Archive Extras » Best of Charlotte 2009 Winners

City Life: Critics' Picks

comment

LOCAL HERO

Barney Offerman

Barney Offerman is a beloved figure among Charlotte's progressive community, admired as much for his integrity and wit as for his organizing abilities. We honor him for his life of dedication to social justice. After years of labor, racial justice and literacy work in New Orleans and Mississippi, and a stint in the administration of Ohio governor Richard Celeste, Dr. Offerman moved in 1986 to Charlotte, where he was Distinguished Professor of Business and Economics at Johnson C. Smith University for 10 years. While there, he established the Lifelong Learning Center for adults returning to school. He was also one of the movers behind the establishment of Charlotte's first homeless shelter, and he either launched or gave critical support to the North Carolina death penalty moratorium movement, various labor struggles, and efforts to promote peace and immigrant rights. In 1995, he became director of the Charlotte diocese's Catholic Campaign for Human Development. He retired from that position in 2001, but continues to lend advice and support to area progressives who benefit from his knowledge and experience.

LOCAL ZERO

Peter Gorman

More and more people are coming to the realization that Gorman may not be the long-view, visionary superintendent CMS desperately needs.
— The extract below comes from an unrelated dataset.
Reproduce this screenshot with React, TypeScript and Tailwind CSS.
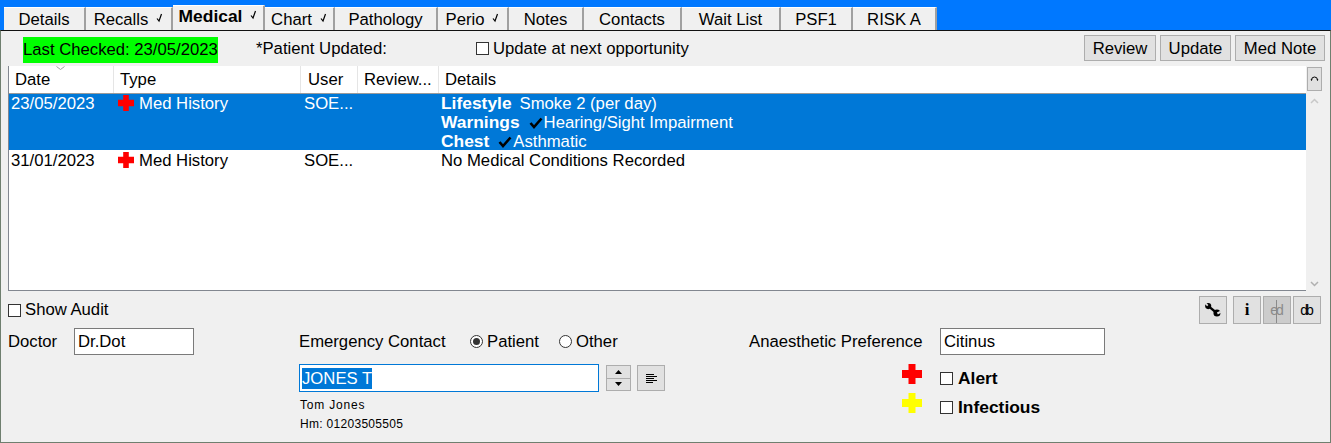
import React from 'react';

const tabs = [
  { label: 'Details', width: 'w-[82px]' },
  { label: 'Recalls', width: 'w-[87px]', tick: true },
  { label: 'Medical', width: 'w-[92px]', tick: true, active: true },
  { label: 'Chart', width: 'w-[70px]', tick: true },
  { label: 'Pathology', width: 'w-[103px]' },
  { label: 'Perio', width: 'w-[71px]', tick: true },
  { label: 'Notes', width: 'w-[75px]' },
  { label: 'Contacts', width: 'w-[98px]' },
  { label: 'Wait List', width: 'w-[99px]' },
  { label: 'PSF1', width: 'w-[72px]' },
  { label: 'RISK A', width: 'w-[84px]' },
];

const Tick = () => (
  <svg width="7" height="10" viewBox="0 0 7 10" className="shrink-0 mb-[3px]">
    <path d="M1 5.5 L3 8 L5.5 1" fill="none" stroke="#000" strokeWidth="1.2" />
  </svg>
);

const BigTick = () => (
  <svg width="14" height="12" viewBox="0 0 14 12" className="shrink-0">
    <path d="M1.5 6 L5 10 L12.5 1.5" fill="none" stroke="#000" strokeWidth="2.6" />
  </svg>
);

const Cross = ({ color, size }: { color: string; size: number }) => (
  <svg width={size} height={size} viewBox="0 0 20 20" className="shrink-0">
    <path d="M6.5 0 H13.5 V6 H20 V14 H13.5 V20 H6.5 V14 H0 V6 H6.5 Z" fill={color} />
  </svg>
);

const Check = () => <span className="block w-[13px] h-[13px] shrink-0 border border-[#333] bg-white" />;

const GrayButton = ({ label, width }: { label: string; width: string }) => (
  <button className={`h-[26px] ${width} pt-[2px] bg-[#e1e1e1] border border-[#adadad] leading-none`}>{label}</button>
);

const IconButton = ({ children, disabled }: { children: React.ReactNode; disabled?: boolean }) => (
  <div className={`w-[28px] h-[28px] flex items-center justify-center border border-[#adadad] ${disabled ? 'bg-[#cccccc]' : 'bg-[#e1e1e1]'}`}>
    {children}
  </div>
);

const App: React.FC = () => {
  return (
    <div className="w-[1331px] h-[443px] flex flex-col overflow-hidden bg-[#0078ff] font-['Liberation_Sans',sans-serif] text-[16.7px] text-black">
      {/* tab strip */}
      <div className="h-[30px] pl-[4px] flex items-end shrink-0">
        {tabs.map((t) => (
          <div
            key={t.label}
            className={`${t.width} relative flex items-center justify-center gap-[8px] border-r-2 border-r-[#a0a0a0] border-t border-t-white bg-[#f0f0f0] ${
              t.active ? 'h-[25px] pb-[3px] font-bold text-[17.4px]' : 'h-[23px] pt-[1px]'
            }`}
          >
            <span>{t.label}</span>
            {t.tick && <Tick />}
          </div>
        ))}
      </div>

      {/* panel */}
      <div className="flex-1 flex flex-col bg-[#f0f0f0] border-t border-[#111] border-x border-x-[#6f7f6f] border-b border-b-[#6f7f6f]">
        {/* status row */}
        <div className="h-[35px] flex items-start shrink-0">
          <div className="ml-[22px] mt-[6px] w-[195px] h-[26px] bg-[#00ff00] flex items-center whitespace-nowrap">Last Checked: 23/05/2023</div>
          <div className="ml-[38px] mt-[5px] w-[220px]">*Patient Updated:</div>
          <div className="mt-[5px] flex items-center gap-[4px]">
            <Check />
            <span>Update at next opportunity</span>
          </div>
          <div className="ml-auto mr-[5px] mt-[4px] flex gap-[4px]">
            <GrayButton label="Review" width="w-[72px]" />
            <GrayButton label="Update" width="w-[71px]" />
            <GrayButton label="Med Note" width="w-[90px]" />
          </div>
        </div>

        {/* list */}
        <div className="ml-[7px] mr-[8px] h-[225px] flex shrink-0">
          <div className="flex-1 flex flex-col bg-white border-l border-b border-[#828790]">
            <div className="h-[28px] grid grid-cols-[105px_187px_57px_81px_1fr] items-center border-b border-[#9a9a9a] shrink-0">
              <div className="pl-[6px] h-full flex items-center border-r border-[#e5e5e5] relative">
                Date
                <svg width="9" height="4" viewBox="0 0 9 4" className="absolute left-[47px] top-0">
                  <path d="M0.5 0.5 L4.5 3.5 L8.5 0.5" fill="none" stroke="#a0a0a0" />
                </svg>
              </div>
              <div className="pl-[6px] h-full flex items-center border-r border-[#e5e5e5]">Type</div>
              <div className="pl-[7px] h-full flex items-center border-r border-[#e5e5e5]">User</div>
              <div className="pl-[6px] h-full flex items-center border-r border-[#e5e5e5] whitespace-nowrap">Review...</div>
              <div className="pl-[6px] h-full flex items-center">Details</div>
            </div>

            <div className="h-[56px] overflow-hidden grid grid-cols-[105px_187px_57px_81px_1fr] bg-[#0078d7] text-white shrink-0">
              <div className="pl-[2px] leading-[19px]">23/05/2023</div>
              <div className="pl-[4px] flex items-start gap-[5px] leading-[19px]">
                <span className="mt-[1px]"><Cross color="#ff0000" size={16} /></span>
                Med History
              </div>
              <div className="pl-[3px] leading-[19px]">SOE...</div>
              <div />
              <div className="pl-[2px] leading-[19px]">
                <div className="flex items-center"><b className="text-[17.4px]">Lifestyle</b><span className="ml-[8px]">Smoke 2 (per day)</span></div>
                <div className="flex items-center"><b className="text-[17.4px]">Warnings</b><span className="ml-[9px] mr-[1px]"><BigTick /></span>Hearing/Sight Impairment</div>
                <div className="flex items-center"><b className="text-[17.4px]">Chest</b><span className="ml-[9px] mr-[1px]"><BigTick /></span>Asthmatic</div>
              </div>
            </div>

            <div className="h-[20px] pt-[1px] grid grid-cols-[105px_187px_57px_81px_1fr] shrink-0 leading-[19px]">
              <div className="pl-[2px]">31/01/2023</div>
              <div className="pl-[4px] flex items-start gap-[5px]">
                <span className="mt-[1px]"><Cross color="#ff0000" size={16} /></span>
                Med History
              </div>
              <div className="pl-[3px]">SOE...</div>
              <div />
              <div className="pl-[2px]">No Medical Conditions Recorded</div>
            </div>
          </div>

          {/* scrollbar */}
          <div className="w-[16px] flex flex-col items-center bg-[#f0f0f0]">
            <div className="mt-[1px] w-[15px] h-[24px] flex items-center justify-center bg-[#e1e1e1] border border-[#adadad]">
              <svg width="9" height="9" viewBox="0 0 9 9">
                <path d="M1.5 5 A3 3 0 1 1 7.5 5" fill="none" stroke="#000" strokeWidth="1" />
                <path d="M0.5 4.5 H2.5 L1.5 6 Z M6.5 4.5 H8.5 L7.5 6 Z" fill="#000" />
              </svg>
            </div>
            <svg width="9" height="6" viewBox="0 0 9 6" className="mt-[7px]">
              <path d="M1 5 L4.5 1.5 L8 5" fill="none" stroke="#c8c8c8" strokeWidth="1.5" />
            </svg>
            <svg width="9" height="6" viewBox="0 0 9 6" className="mt-auto mb-[4px]">
              <path d="M1 1 L4.5 4.5 L8 1" fill="none" stroke="#b0b0b0" strokeWidth="1.5" />
            </svg>
          </div>
        </div>

        {/* audit row */}
        <div className="ml-[7px] mr-[9px] mt-[5px] h-[28px] flex items-center shrink-0">
          <Check />
          <span className="ml-[4px]">Show Audit</span>
          <div className="ml-auto flex">
            <div className="mr-[6px]">
              <IconButton>
                <svg width="16" height="14" viewBox="0 0 18 16">
                  <path d="M3 3 L14 12" stroke="#000" strokeWidth="2.6" />
                  <circle cx="3.5" cy="3.5" r="3.5" fill="#000" />
                  <circle cx="13.5" cy="11.5" r="4" fill="#000" />
                  <path d="M0 0 L3 3" stroke="#e1e1e1" strokeWidth="2" />
                  <path d="M18 10 L14 12" stroke="#e1e1e1" strokeWidth="2.4" />
                </svg>
              </IconButton>
            </div>
            <div className="flex gap-[2px]">
              <IconButton><span className="font-['Liberation_Serif',serif] font-bold text-[17px]">i</span></IconButton>
              <IconButton disabled>
                <span className="relative text-[14px] text-[#8a8a8a] tracking-[-2px] pr-[2px]">
                  ed
                  <span className="absolute left-[6px] top-0 bottom-[-2px] w-px bg-[#8a8a8a]" />
                </span>
              </IconButton>
              <IconButton><span className="text-[14px] tracking-[-2px] pr-[2px]">db</span></IconButton>
            </div>
          </div>
        </div>

        {/* bottom form */}
        <div className="mt-[4px] flex items-start">
          <div className="ml-[7px] w-[186px] shrink-0 flex items-center">
            <span className="w-[66px]">Doctor</span>
            <div className="w-[120px] h-[27px] pl-[3px] bg-white border border-[#7a7a7a] flex items-center">Dr.Dot</div>
          </div>

          <div className="ml-[105px] w-[366px] shrink-0">
            <div className="h-[27px] flex items-center">
              <span className="w-[171px]">Emergency Contact</span>
              <span className="w-[13px] h-[13px] rounded-full border border-[#333] bg-white flex items-center justify-center">
                <span className="w-[7px] h-[7px] rounded-full bg-[#333]" />
              </span>
              <span className="ml-[4px]">Patient</span>
              <span className="ml-[20px] w-[13px] h-[13px] rounded-full border border-[#333] bg-white" />
              <span className="ml-[4px]">Other</span>
            </div>
            <div className="mt-[9px] flex items-center">
              <div className="w-[300px] h-[28px] pl-[2px] bg-white border border-[#0078d7] flex items-center">
                <span className="bg-[#0078d7] text-white leading-[21px]">JONES T</span>
              </div>
              <div className="ml-[7px] w-[25px] h-[26px] flex flex-col gap-0 border border-[#adadad] bg-[#e1e1e1]">
                <div className="flex-1 flex items-center justify-center border-b border-[#adadad]">
                  <svg width="7" height="4" viewBox="0 0 7 4"><path d="M3.5 0 L7 4 H0 Z" fill="#000" /></svg>
                </div>
                <div className="flex-1 flex items-center justify-center">
                  <svg width="7" height="4" viewBox="0 0 7 4"><path d="M0 0 H7 L3.5 4 Z" fill="#000" /></svg>
                </div>
              </div>
              <div className="ml-[6px] w-[28px] h-[26px] flex items-center justify-center border border-[#adadad] bg-[#e1e1e1]">
                <svg width="11" height="9" viewBox="0 0 11 9">
                  <path d="M0 .5 H8 M0 2.5 H11 M0 4.5 H8 M0 6.5 H11 M0 8.5 H7" stroke="#000" />
                </svg>
              </div>
            </div>
            <div className="mt-[4px] pl-[1px] text-[12px] leading-[19px] tracking-[0.3px]">
              <div className="tracking-[0.8px]">Tom Jones</div>
              <div>Hm: 01203505505</div>
            </div>
          </div>

          <div className="ml-[84px]">
            <div className="h-[27px] flex items-center">
              <span className="w-[191px] whitespace-nowrap">Anaesthetic Preference</span>
              <div className="w-[165px] h-[27px] pl-[3px] bg-white border border-[#7a7a7a] flex items-center">Citinus</div>
            </div>
            <div className="mt-[9px] flex items-start h-[20px]">
              <span className="ml-[153px]"><Cross color="#ff0000" size={20} /></span>
              <div className="ml-[18px] mt-[8px] h-[13px] flex items-center">
                <Check />
                <b className="ml-[5px] text-[17.4px]">Alert</b>
              </div>
            </div>
            <div className="mt-[9px] flex items-start h-[20px]">
              <span className="ml-[153px]"><Cross color="#ffff00" size={20} /></span>
              <div className="ml-[18px] mt-[8px] h-[13px] flex items-center">
                <Check />
                <b className="ml-[5px] text-[17.4px]">Infectious</b>
              </div>
            </div>
          </div>
        </div>
      </div>
    </div>
  );
};

export default App;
Crowded schools in the 'burbs, lousy inner city schools, bullying, endless official tests, opaque CMS administration, clueless downtown desk-sitters dictating to principals and teachers -- all were problems when Gorman started, all are problems still. The clincher for the Loser award, however, has to be the unimpressive way Gorman has gone about cutting the CMS budget, i.e., canning teachers left and right with little input from the principals, while keeping his own thrilling Q&A show on TV.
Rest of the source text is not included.